I live on a busy one-way street several blocks from a homeless shelter. If you had asked me yesterday I would have told you that the area had been recently gentrified. It's a fairly hip place to live in a college town. The alley is created by a long stretch of garages and private parking behind apartment buildings. It's dark, narrow, and filled with hiding places like dumpsters, open garages, and cars.

Anyway, I had just pushed the headlights out of my mind. I had gotten some distance from the car and it had not followed me. No one had appeared when the lights came on. Maybe it was a cop car hanging around an area near a lot of bars where a lot of drunks are walking home around last call? Just as my nerves were settling, I saw him. I saw a man, about 6' or 6'1" tall, perhaps in his 30's or 40's, and about 170 to 190 pounds. He was muscular, but his body was not of the type that a gym had sculpted but the kind that a hard life and a want of rest had forged. He had three black garbage bags full of cans full hanging off of his shoulders. A fourth was open and partially filled.

We looked each other over. We both looked each other up and down. Each of us made a show of noticing the other while carefully avoiding direct eye contact. We sized up the situation and each other. I could see him consider attacking me. There was a conversation of sorts. I held my posture, confidently and smoothly. I reacted to him promptly but certainly not suddenly.

I had won. I still don't know why. Maybe it was my indication that I would fight; maybe it was the mystery car lurking somewhere in the background; maybe he also was scared when he saw someone in the alley but he had been prepared to fight.

(I know that I'm an anonymous voice in the text, but I think it's important to note that I'm a 24 year old female that is 5'9" tall and weighs 135 pounds. When people are nice, they call me "willowy." I have the upper body strength of a parakeet. The last time I accompanied my mother at a quilting retreat the congregation of old women had a very disturbing conversation about how rape-able I am. I was also carrying a lovely $300 purse and was similarly well dressed.)

His shoulders crumpled. Our eyes never met, but I saw his face very briefly. Both of us were afraid and broken. (But only he was dumb enough to show it.) It was very disconcerting to see that look in his eyes. Shouldn't he have been trying to rob me or rape me? Or at least put up a front if he's not going to act as the aggressor? (Maybe my grief is more transparent than I had assumed.) Instead he was digging in a dumpster, identical to the one I throw my own trash into, looking as if he wished he could make himself disappear.

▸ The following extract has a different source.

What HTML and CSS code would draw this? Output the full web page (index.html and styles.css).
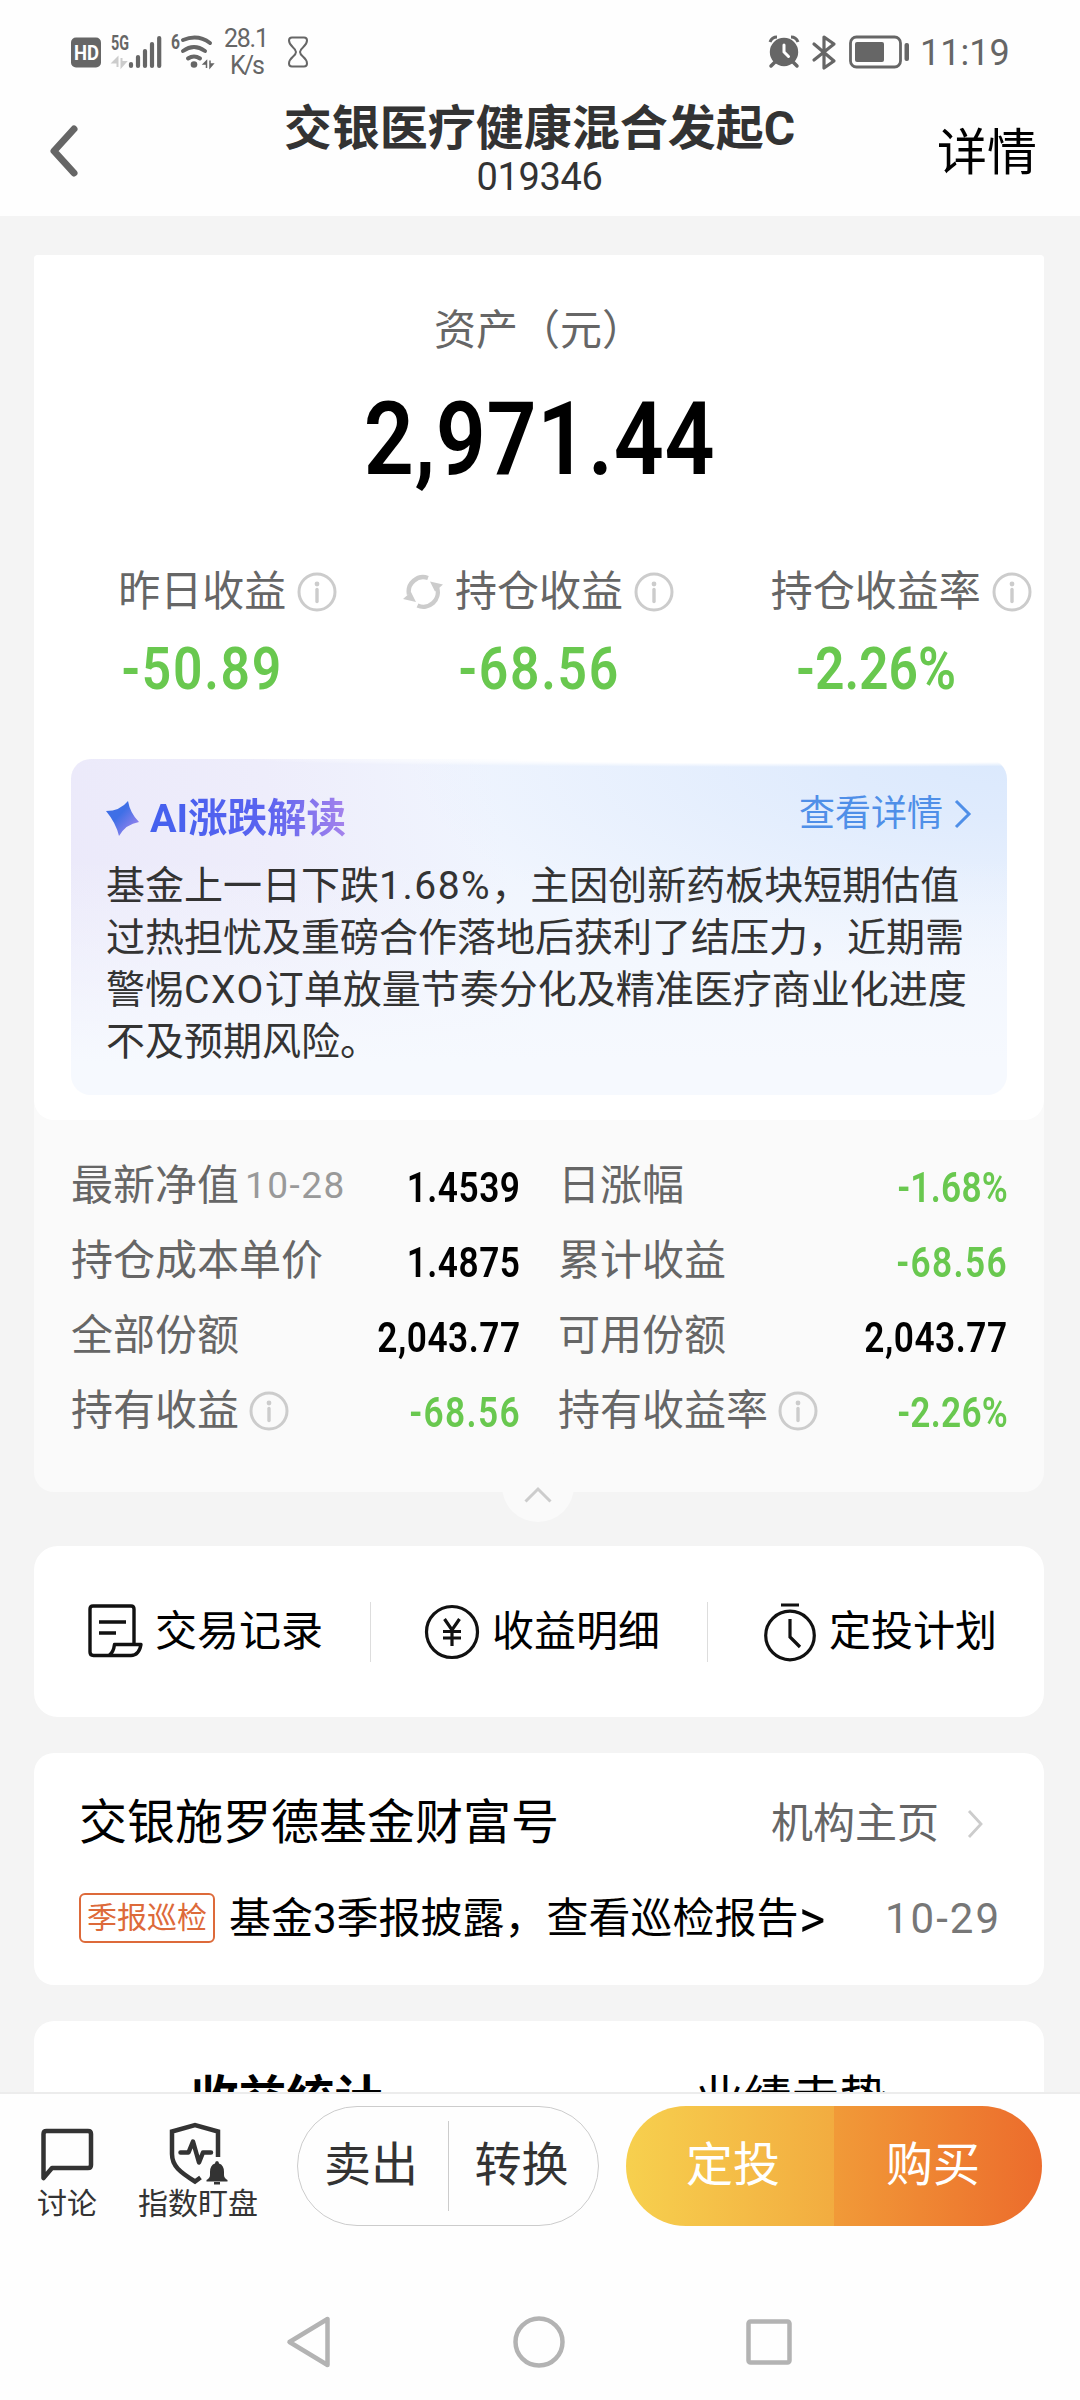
FILE: index.html
```html
<!DOCTYPE html>
<html lang="zh-CN">
<head>
    <meta charset="UTF-8">
    <meta name="viewport" content="width=device-width, initial-scale=1.0">
    <title>交银医疗健康混合发起C</title>
    <link rel="stylesheet" href="styles.css">
</head>
<body>

<svg class="sprite" width="0" height="0">
    <symbol id="info" viewBox="0 0 40 40">
        <circle cx="20" cy="20" r="18" fill="none" stroke="#ccc" stroke-width="3"/>
        <circle cx="20" cy="12" r="2.4" fill="#ccc"/>
        <path d="M20 17.500v12" stroke="#ccc" stroke-width="3.400" stroke-linecap="round"/>
    </symbol>
</svg>

<div class="status">
    <svg class="status-left" width="250" height="52" viewBox="66 28 250 52">
        <rect x="71" y="39.500" width="30" height="30" rx="5" fill="#666"/>
        <text x="74" y="61.500" class="hd" textLength="25" lengthAdjust="spacingAndGlyphs">HD</text>
        <text x="111" y="52" class="net" textLength="18" lengthAdjust="spacingAndGlyphs">5G</text>
        <path d="M117.500 69V60L113 64.500h4M121.500 60v8.500l4-4.500h-4" fill="#ccc" stroke="#ccc" stroke-width="2"/>
        <path d="M131 66v2M138 59v9M145 53v15M152 46v22M159.200 40v28" stroke="#666" stroke-width="4.200" stroke-linecap="round"/>
        <text x="171" y="50.500" class="net" textLength="9" lengthAdjust="spacingAndGlyphs">6</text>
        <path d="M183 42q15-6 27 3M183 53q11-8 22 0M188 60.500q6-4 12 0" fill="none" stroke="#666" stroke-width="4" stroke-linecap="round"/>
        <circle cx="194" cy="66.500" r="3.300" fill="#666"/>
        <path d="M206.500 70v-7l-3 3h3M210 62.500v7l3-3.500h-3" fill="#666" stroke="#666" stroke-width="1.500"/>
        <text x="224" y="49" class="speed" textLength="45">28.1</text>
        <text x="230" y="76" class="speed" textLength="35">K/s</text>
        <path d="M292 39.500h12q3 0 3 3c0 6-7 7-7 11.500s7 5.500 7 11.500q0 3-3 3h-12q-3 0-3-3c0-6 7-7 7-11.500s-7-5.500-7-11.500q0-3 3-3z" fill="none" stroke="#666" stroke-width="2"/>
    </svg>
    <svg class="status-right" width="142" height="40" viewBox="768 34 142 40">
        <circle cx="784" cy="54" r="14.200" fill="#666"/>
        <path d="M770 44q2-5 7-5M798 44q-2-5-7-5" fill="none" stroke="#666" stroke-width="3"/>
        <path d="M775 64l-4 4M793 64l4 4" stroke="#666" stroke-width="3.500" stroke-linecap="round"/>
        <path d="M784 47v7l4.500 4.500" fill="none" stroke="#fff" stroke-width="3" stroke-linecap="round"/>
        <path d="M814 46l20 17-10 7V39l10 7-20 16" fill="none" stroke="#666" stroke-width="3.200" stroke-linecap="round" stroke-linejoin="round"/>
        <rect x="850.500" y="39" width="50" height="30" rx="6" fill="none" stroke="#666" stroke-width="2.800"/>
        <rect x="855" y="44" width="29" height="20" rx="2" fill="#666"/>
        <rect x="904.500" y="45" width="4.500" height="18" rx="2" fill="#666"/>
    </svg>
    <span class="clock">11:19</span>
</div>

<header>
    <svg class="back" width="30" height="54" viewBox="0 0 30 54"><path d="M25 5L5 27 25 49" fill="none" stroke="#666" stroke-width="7" stroke-linecap="round" stroke-linejoin="round"/></svg>
    <div class="title">
        <h1>交银医疗健康混合发起C</h1>
        <p>019346</p>
    </div>
    <a class="more">详情</a>
</header>

<main>
    <section class="asset">
        <div class="asset-top">
            <p class="asset-label">资产（元）</p>
            <p class="asset-total"><span>2,971.44</span></p>
            <div class="profits">
                <div class="profit">
                    <p class="profit-label">昨日收益<svg class="info"><use href="#info"/></svg></p>
                    <p class="profit-num"><span>-50.89</span></p>
                </div>
                <div class="profit">
                    <p class="profit-label">
                        <svg class="refresh" viewBox="0 0 40 36">
                            <path d="M6 20.500A14.500 14.500 0 0 1 25 4M34 13.500A14.500 14.500 0 0 1 14.500 31.500" fill="none" stroke="#ccc" stroke-width="4.400"/>
                            <path d="M0 25l8-7 5 10zM40 10.500l-8 7-5-10z" fill="#ccc"/>
                        </svg>持仓收益<svg class="info"><use href="#info"/></svg></p>
                    <p class="profit-num"><span>-68.56</span></p>
                </div>
                <div class="profit">
                    <p class="profit-label">持仓收益率<svg class="info"><use href="#info"/></svg></p>
                    <p class="profit-num rate"><span>-2.26%</span></p>
                </div>
            </div>
            <div class="ai">
                <div class="ai-head">
                    <svg width="34" height="36" viewBox="0 0 34 36">
                        <defs>
                            <linearGradient id="star" x1="0" y1="0" x2="1" y2="1">
                                <stop offset=".4" stop-color="#3f6fe6"/>
                                <stop offset="1" stop-color="#b58af0"/>
                            </linearGradient>
                        </defs>
                        <path d="M22 0q2 12 11 21-13 2-20 14Q10 22 0 10q14 0 22-10z" fill="url(#star)"/>
                    </svg>
                    <strong>AI涨跌解读</strong>
                    <a>查看详情<svg width="18" height="30" viewBox="0 0 18 30"><path d="M2 2l13 13L2 28" fill="none" stroke="#4f8fe8" stroke-width="3"/></svg></a>
                </div>
                <p class="ai-text">基金上一日下跌<span class="latin">1.68%</span>，主因创新药板块短期估值<br>过热担忧及重磅合作落地后获利了结压力，近期需<br>警惕<span class="latin">CXO</span>订单放量节奏分化及精准医疗商业化进度<br>不及预期风险。</p>
            </div>
        </div>
        <div class="details">
            <div class="detail">最新净值<small>10-28</small><b>1.4539</b></div>
            <div class="detail">日涨幅<b class="down rate">-1.68%</b></div>
            <div class="detail">持仓成本单价<b>1.4875</b></div>
            <div class="detail">累计收益<b class="down">-68.56</b></div>
            <div class="detail">全部份额<b>2,043.77</b></div>
            <div class="detail">可用份额<b>2,043.77</b></div>
            <div class="detail">持有收益<svg class="info"><use href="#info"/></svg><b class="down">-68.56</b></div>
            <div class="detail">持有收益率<svg class="info"><use href="#info"/></svg><b class="down rate">-2.26%</b></div>
        </div>
        <div class="fold"><svg width="28" height="17" viewBox="0 0 28 17"><path d="M1.500 15.500L14 3l12.500 12.500" fill="none" stroke="#ccc" stroke-width="3"/></svg></div>
    </section>

    <section class="links">
        <a>
            <svg width="56" height="60" viewBox="0 0 56 60" fill="none" stroke="#111" stroke-width="3.400" stroke-linejoin="round">
                <path d="M47 42V7q0-3-3-3H6Q3 4 3 7v43q0 3.500 3.500 3.500H44q8 0 10-11H27.500q-1 8-5.500 11M12 20h27M12 31h17"/>
            </svg>交易记录
        </a>
        <a>
            <svg width="56" height="60" viewBox="0 0 56 60" fill="none" stroke="#111" stroke-width="3.200">
                <circle cx="28" cy="30" r="25.500"/>
                <path d="M20.500 17L28 28l7.500-11M28 28v16M19 29.500h18M19 36h18"/>
            </svg>收益明细
        </a>
        <a>
            <svg width="56" height="62" viewBox="0 0 56 62" fill="none" stroke="#111" stroke-width="3.200">
                <circle cx="29" cy="34.500" r="24.300"/>
                <path d="M20 4h18M29 18v18l10 10"/>
            </svg>定投计划
        </a>
    </section>

    <section class="org">
        <div class="org-head">
            <h2>交银施罗德基金财富号</h2>
            <a>机构主页<svg width="18" height="30" viewBox="0 0 18 30"><path d="M3 3l12 13L3 29" fill="none" stroke="#ccc" stroke-width="2.800"/></svg></a>
        </div>
        <div class="org-news">
            <span class="tag">季报巡检</span>
            <p>基金3季报披露，查看巡检报告<span class="gt">&gt;</span></p>
            <time>10-29</time>
        </div>
    </section>

    <section class="tabs">
        <span class="active">收益统计</span>
        <span>业绩走势</span>
    </section>
</main>

<footer>
    <a class="tool chat">
        <svg width="54" height="64" viewBox="0 0 54 64"><path d="M3.500 57V13q0-3 3-3h41.500q3 0 3 3v31q0 3-3 3H12z" fill="none" stroke="#333" stroke-width="4.500" stroke-linejoin="round"/></svg>
        讨论
    </a>
    <a class="tool watch">
        <svg width="60" height="64" viewBox="0 0 60 64" fill="none" stroke="#333" stroke-width="4.500">
            <path d="M50 36V10.500L27 4 4 10.500V33c0 12 8 18 23 27.500l5.500-4"/>
            <path d="M12.500 31.500h8l4.500-11 6 21 4-10h8" stroke-linecap="round" stroke-linejoin="round"/>
            <path d="M38.500 60.500v-1.500q3.500-2 3.500-5v-3q0-7 5-8.500 0-2.500 2-2.500t2 2.500q5 1.500 5 8.500v3q0 3 3.500 5v1.500zM46 61h6v2.500h-6z" fill="#333" stroke="none"/>
        </svg>
        指数盯盘
    </a>
    <div class="pill sell"><a>卖出</a><a>转换</a></div>
    <div class="pill buy"><a>定投</a><a>购买</a></div>
</footer>

<nav>
    <svg width="46" height="54" viewBox="0 0 46 54"><path d="M41.500 4v46L3.500 27z" fill="none" stroke="#b3b3b3" stroke-width="4.500" stroke-linejoin="round"/></svg>
    <svg width="52" height="52" viewBox="0 0 52 52"><circle cx="26" cy="26" r="23.500" fill="none" stroke="#b3b3b3" stroke-width="4.500"/></svg>
    <svg width="46" height="46" viewBox="0 0 46 46"><rect x="2.500" y="2.500" width="41" height="41" rx="2" fill="none" stroke="#b3b3b3" stroke-width="4.500"/></svg>
</nav>

</body>
</html>
```
FILE: styles.css
```css
* {
    box-sizing: border-box;
}
body {
    margin: 0;
    width: 1080px;
    height: 2400px;
    overflow: hidden;
    display: flex;
    flex-direction: column;
    background: #fefefe;
    color: #000;
    font-family: Roboto, "Noto Sans CJK SC", sans-serif;
    font-size: 42px;
    line-height: 1.5;
}
h1, h2, p {
    margin: 0;
    font-weight: normal;
}
svg {
    flex-shrink: 0;
}
.sprite {
    position: absolute;
}

/* status bar */
.status {
    height: 104px;
    padding: 26px 72px 0 66px;
    display: flex;
    color: #666;
}
.status-left {
    overflow: visible;
}
.status-right {
    margin: 6px 10px 0 auto;
}
.hd {
    font: bold 20px Roboto, sans-serif;
    fill: #fff;
}
.net {
    font: bold 20px Roboto, sans-serif;
    fill: #666;
}
.speed {
    font-size: 25px;
    fill: #666;
}
.clock {
    width: 88px;
    font-size: 36px;
    line-height: 54px;
}

/* header */
header {
    height: 112px;
    padding: 0 43px 0 49px;
    display: flex;
    justify-content: space-between;
    align-items: flex-start;
}
.back {
    margin-top: 20px;
}
.title {
    color: #333;
    text-align: center;
    padding-left: 63px;
}
.title h1 {
    font-size: 48px;
    font-weight: bold;
    line-height: 50px;
}
.title p {
    font-size: 38px;
    line-height: 46px;
    letter-spacing: -0.4px;
}
.more {
    font-size: 50px;
    line-height: 98px;
}

main {
    flex: 1;
    overflow: hidden;
    background: #f4f4f4;
    padding: 39px 36px 0 34px;
}

/* asset card */
.asset {
    position: relative;
    height: 1237px;
    background: #fafafa;
    border-radius: 4px 4px 20px 20px;
}
.asset-top {
    height: 865px;
    padding: 46px 37px 0;
    background: #fff;
    border-radius: 4px 4px 20px 20px;
}
.asset-label {
    text-align: center;
    color: #666;
    line-height: 60px;
}
.asset-total {
    margin-top: 18px;
    text-align: center;
    font-size: 102px;
    font-weight: 600;
    line-height: 120px;
    letter-spacing: 0.8px;
}
.asset-total span, .profit-num span {
    display: inline-block;
    transform: scaleX(0.86);
}
.profits {
    margin: 63px -37px 0;
    display: flex;
}
.profit {
    flex: 1;
    display: flex;
    flex-direction: column;
    align-items: center;
}
.profit-label {
    position: relative;
    color: #666;
    line-height: 60px;
}
.info {
    width: 40px;
    height: 40px;
}
.profit-label .info {
    position: absolute;
    left: calc(100% + 11px);
    top: 10px;
}
.refresh {
    position: absolute;
    right: calc(100% + 12px);
    top: 12px;
    width: 40px;
    height: 36px;
}
.profit-num {
    margin-top: 12px;
    color: #69c84f;
    font-size: 60px;
    font-weight: 600;
    line-height: 70px;
    letter-spacing: 2px;
}
.profit-num.rate {
    letter-spacing: 0;
}

/* AI box */
.ai {
    margin-top: 55px;
    height: 336px;
    padding: 30px 35px 0 35px;
    border-radius: 20px;
    background:
        radial-gradient(ellipse 60% 8px at 78% 0, #fff 50%, rgba(255, 255, 255, 0) 100%),
        linear-gradient(to bottom, rgba(247, 250, 255, 0) 30%, #f6f9fe 90%),
        radial-gradient(ellipse at 100% 0, #dbe9fd 0%, #dfebfd 12%, rgba(240, 245, 254, 0) 45%),
        linear-gradient(80deg, #ebe9fa 0%, #eeedfb 25%, #f0f5fe 48%, #f0f5fe 100%);
}
.ai-head {
    display: flex;
    align-items: center;
    height: 60px;
}
.ai-head strong {
    margin-left: 10px;
    font-size: 39.500px;
    background: linear-gradient(to right, #4460ee 0%, #5a63f0 60%, #a583ec 100%);
    -webkit-background-clip: text;
    background-clip: text;
    color: transparent;
}
.ai-head a {
    margin-left: auto;
    display: flex;
    align-items: center;
    gap: 11px;
    font-size: 36px;
    color: #4f8fe8;
    position: relative;
    top: -5px;
}
.ai-text {
    margin-top: 11px;
    font-size: 39px;
    line-height: 52px;
    color: #333;
    white-space: nowrap;
}
.latin {
    letter-spacing: 1.5px;
}

/* details */
.details {
    padding: 28px 36px 0 37px;
    display: grid;
    grid-template-columns: 450px 450px;
    column-gap: 37px;
}
.detail {
    display: flex;
    align-items: center;
    height: 75px;
    color: #666;
    white-space: nowrap;
}
.detail small {
    margin-left: 6px;
    font-size: 37px;
    letter-spacing: 1.5px;
    color: #999;
}
.detail .info {
    margin-left: 10px;
}
.detail b {
    margin-left: auto;
    padding-top: 3px;
    font-weight: 600;
    letter-spacing: 0.6px;
    color: #000;
    transform: scaleX(0.84);
    transform-origin: right;
}
.detail .down {
    color: #69c84f;
    letter-spacing: 1.6px;
}
.detail .rate {
    letter-spacing: 0.3px;
}
.fold {
    position: absolute;
    left: 468px;
    bottom: -30px;
    width: 72px;
    height: 72px;
    border-radius: 50%;
    background: #fafafa;
    display: flex;
    justify-content: center;
    padding-top: 36px;
}

/* quick links */
.links {
    margin-top: 54px;
    height: 171px;
    border-radius: 24px;
    background: #fff;
    display: flex;
    align-items: center;
}
.links a {
    flex: 1;
    height: 60px;
    display: flex;
    align-items: center;
    justify-content: center;
    gap: 12px;
    padding-left: 6px;
}
.links a + a {
    border-left: 1px solid #ddd;
}

/* fund company */
.org {
    margin-top: 36px;
    height: 232px;
    padding: 34px 45px 0 45px;
    border-radius: 20px;
    background: #fff;
}
.org-head, .org-news {
    display: flex;
    align-items: center;
}
.org-head {
    height: 72px;
}
.org-head h2 {
    font-size: 48px;
}
.org-head a {
    margin-left: auto;
    margin-right: 15px;
    display: flex;
    align-items: center;
    gap: 27px;
    color: #666;
}
.org-news {
    margin-top: 24px;
    height: 70px;
    white-space: nowrap;
}
.tag {
    width: 136px;
    height: 50px;
    border: 2px solid #dd6a3a;
    border-radius: 6px;
    color: #dd6a3a;
    font-size: 30px;
    line-height: 46px;
    text-align: center;
}
.org-news p {
    margin-left: 14px;
}
.gt {
    display: inline-block;
    transform: scale(1.2, 1.25);
    transform-origin: left center;
}
.org-news time {
    margin-left: auto;
    letter-spacing: 2px;
    margin-right: -2px;
    color: #777;
}

/* tabs */
.tabs {
    margin-top: 36px;
    height: 300px;
    padding-top: 43px;
    border-radius: 20px;
    background: #fff;
    display: flex;
}
.tabs span {
    flex: 1;
    text-align: center;
    font-size: 48px;
    line-height: 70px;
}
.tabs .active {
    font-weight: bold;
}

/* bottom bar */
footer {
    height: 166px;
    padding: 12px 38px 0 36px;
    border-top: 2px solid #ececec;
    display: flex;
    color: #333;
}
.tool {
    display: flex;
    flex-direction: column;
    align-items: center;
    padding-top: 15px;
    font-size: 30px;
    line-height: 38px;
}
.chat {
    width: 62px;
}
.watch {
    width: 120px;
    margin-left: 40px;
}
.pill {
    height: 120px;
    border-radius: 60px;
    display: flex;
    align-items: center;
    overflow: hidden;
    font-size: 47px;
}
.pill a {
    width: 50%;
    text-align: center;
}
.sell {
    width: 302px;
    margin-left: 39px;
    border: 1.5px solid #ccc;
}
.sell a {
    height: 90px;
    padding-right: 4px;
    line-height: 88px;
}
.sell a + a {
    border-left: 1px solid #ccc;
}
.buy {
    width: 416px;
    margin-left: auto;
    color: #fff;
    line-height: 118px;
}
.buy a {
    height: 120px;
    padding-left: 6px;
    background: linear-gradient(to right, #f7d04e, #f2ac40);
}
.buy a + a {
    padding: 0 10px 0 0;
    background: linear-gradient(to right, #f19a38, #ec6c2c);
}

/* system keys */
nav {
    height: 142px;
    padding: 26px 288px 0 286px;
    display: flex;
    justify-content: space-between;
    align-items: center;
}
```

All day I had thought about how safe I felt because I had somewhere of my own to live for the first time. I had thought of how deeply happy that made me feel, despite the overwhelming grief that still consumes me after my sister's death less than a month ago. (She was more of a mother than a sister during a very troubled childhood and the only person I've ever trusted and loved.)

Then, tonight, I thrust myself into real world danger, the kind of danger that Hobbes negotiates, and that no man is exempt from. Honestly, I don't know why I was so reckless. I've never had any regard for my safety. It seems like the logical explanation is that in my grief and inebriation I tested the limits of my luck to feel alive or something similarly maudlin. However, this is nothing new or surprising. This is mundane and almost reassuring.

I suppose that, ironically, the lesson of the night is something that I told myself right before I left for the bar. We all are the same on a deep level. We are all insecure and dealing with more than we can handle. That is what I told myself when I was anxious about being alone in a strange social situation. That is what I'm telling myself now when I think about the expression on the face of the man in the alley.

He is doing worse than I am. I wish that the world were a kinder place so that I could have given him $20 to get a meal and have some change in his pocket. I suppose that what gave me strength was my home.

I know that everyone in my life is very worried about me. Perhaps I'm beyond reckless at this point. I'm staring down homeless men in dark alleys while wearing ruby rings and designer clothes. I'm not just tempting fate, but spitting in her face. I have nothing left to lose with my sister gone.

Or somehow, in a sick twist of fate, I have become too big to fail in a sense. He's too sad to fight because he isn't as lucky as I am.